The GE-McKinsey Matrix Horizontal Axis
As with the vertical axis, the relabeling of the horizontal axis from Market Share to Competitive Position opens up new ways to examine your market. Now, you can factor in other corporate strengths such as:
- Brand Equity
- Your Company’s Core Competencies
- Distribution Strength
Nine Boxes Vs Four
With the GE-McKinsey grid, you have nine possible options of how to view products. Your alternatives now range from clear winners to invest and grow to products you need to phase out and cut loose.

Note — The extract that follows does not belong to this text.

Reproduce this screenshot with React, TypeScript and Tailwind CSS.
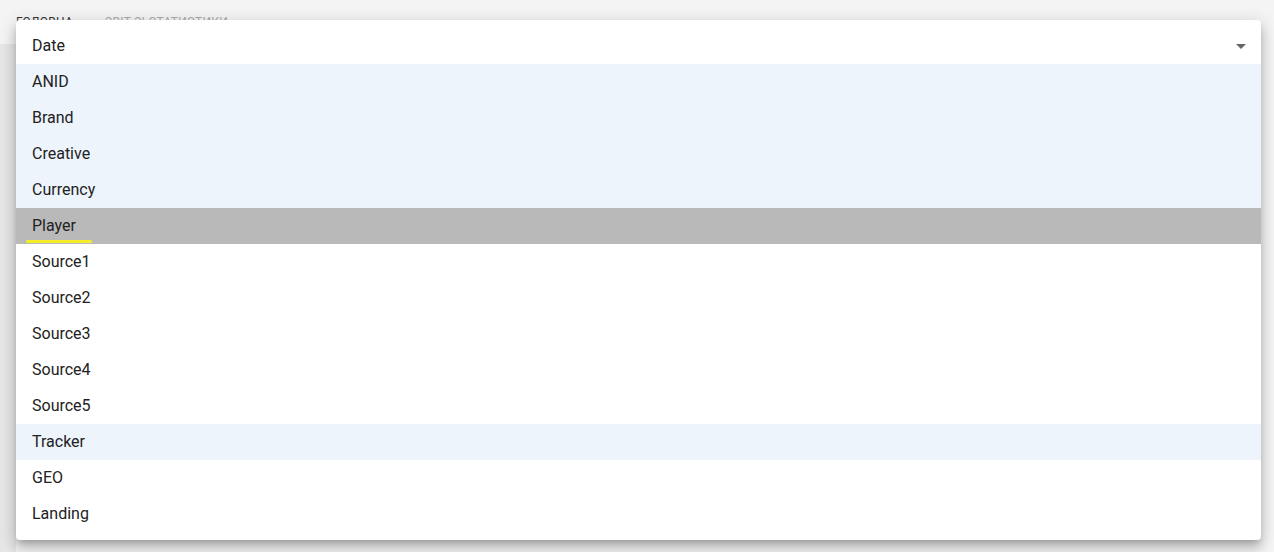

Elements of a Good Product Portfolio Management Process
No matter which analysis method you choose, you need to be sure it includes the following:
- Allocation of resources that aligns with your corporate goals across multiple product activities
- A balance of product activities with diversity across products you currently have and what you’ll need to develop as tomorrow’s winners; current and future markets; and short-term versus long-term revenue sources
Next week my post will take a look at the SWOT Analysis and how it will help you gain a clearer view of your product’s current and prospective standing.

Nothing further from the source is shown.